PyTC

Status: In active development at Yale (Zhu group), with early-stage development at the Max Planck Institute for Solid State Research (Alavi group). To be released as open source.

What is PyTC?

PyTC is a high-performance Python framework for transcorrelated (TC) electronic structure theory, built on top of the JAX machine-learning framework so that the entire compute pipeline — integral transformation, similarity transformation, and downstream solvers — runs natively on accelerators with jit compilation and automatic differentiation.

Why JAX?

Modern electronic structure code has historically been written in Fortran and C++ with hand-tuned BLAS, which makes it hard to (a) target modern accelerators and (b) compose with the AI-for-science ecosystem. Building PyTC on JAX gives us:

• Hardware portability without rewriting — the same code runs on CPU, GPU, and TPU (and any future XLA backend); XLA fuses kernels and matches or beats hand-written CUDA on the workloads that dominate transcorrelation.
• Composability with neural ansätze. TC and neural quantum states share a substrate.

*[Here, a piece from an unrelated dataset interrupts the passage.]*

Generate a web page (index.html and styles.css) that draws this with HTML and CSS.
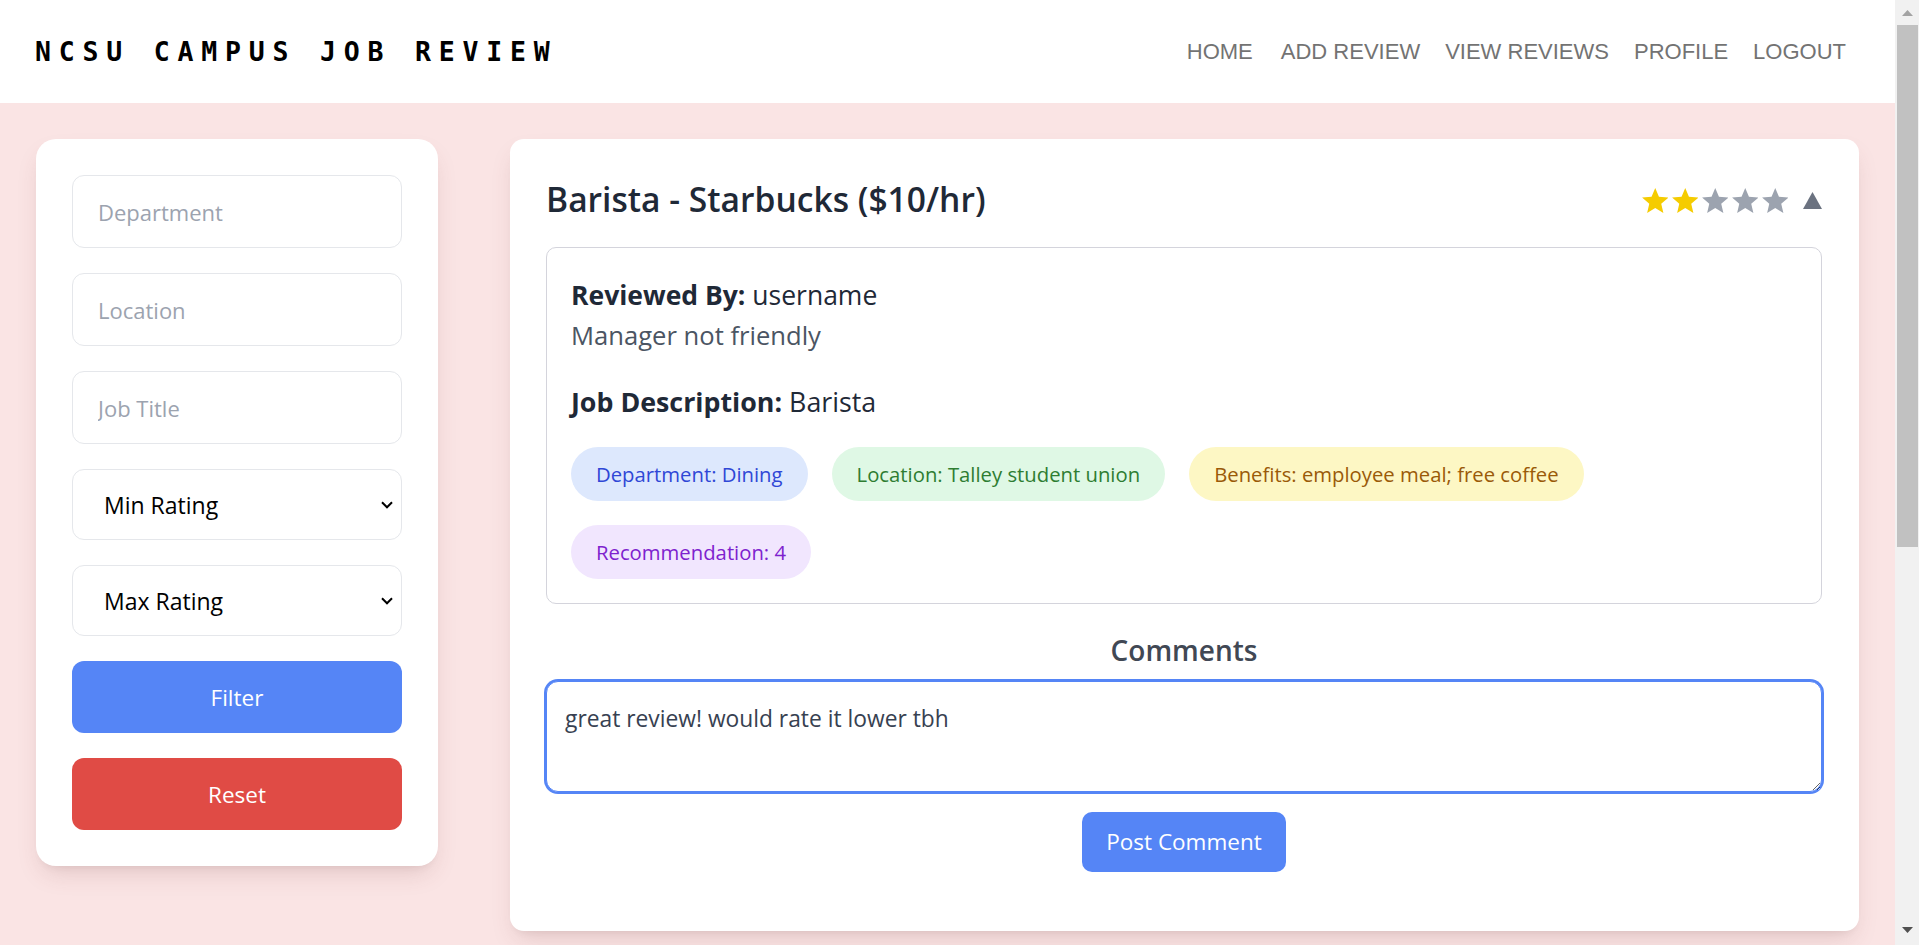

Putting TC on JAX means TC integrals are differentiable building blocks that downstream NN-based solvers can use directly.
• Distributed scaling out of the box via pmap / shard_map. The infrastructure is built to push large molecular systems to multi-accelerator nodes today, with periodic-solid support planned to extend the same machinery toward the thermodynamic limit.

What’s inside

• Transcorrelated Hamiltonian construction — one-, two-, and three-body integrals built from the Jastrow-factor similarity transformation, with downstream solver backends for TC-CCSD, TC-DMRG, and TC-FCIQMC-style approaches.
• Real-space variational Monte Carlo for Jastrow optimization. The Jastrow parameters that drive the similarity transformation are optimized by sampling electronic configurations from the wavefunction’s probability density $\lvert\psi\rvert^2$ and computing stochastic energy gradients. The structure is closely analogous to policy-gradient methods in reinforcement learning: sampled configurations play the role of trajectories, the local energy plays the role of the (negative) reward, and the parameter update is a variance-reduced stochastic gradient — obtained by subtracting the mean energy as a baseline, exactly the REINFORCE-with-baseline trick used to lower gradient variance in RL. JAX’s vmap + grad make the whole optimizer a few hundred lines of differentiable code that scales across accelerators.
• Interpolative Separable Density Fitting (ISDF) — a bedrock numerical primitive for large-scale simulation. ISDF compresses the four-index electron-repulsion tensor into a low-rank factorization, reducing storage from $O(N^4)$ to $O(N^3)$ and dramatically shrinking the prefactor of the $O(N^5)$ contractions that dominate post-mean-field methods. The asymptotic scaling is the same, but the constant gets much smaller — enough to put thousands of basis functions within reach on a single node.
• Integration hooks for neural-quantum-state solvers — see TC-NQS.
• Periodic-system support — planned. The integral machinery, density fitting, and distributed primitives are being designed so that the extension to solids and surfaces drops in without re-architecting the framework.

Why this matters

Transcorrelation accelerates basis-set convergence by an order of magnitude or more, and combined with strong-correlation solvers it brings chemical accuracy to systems that are out of reach of canonical methods. PyTC is engineered to make that capability accessible on commodity accelerator hardware and composable with deep-learning research.

Related publications

• Density Matrix Renormalization Group for Transcorrelated Hamiltonians: Ground and Excited States in Molecules — J. Chem. Theory Comput. (2023)
• Towards Efficient and Accurate Ab Initio Solutions to Periodic Systems via Transcorrelation and Coupled Cluster Theory — Phys. Rev. Research (2021), demonstrated on the uniform electron gas.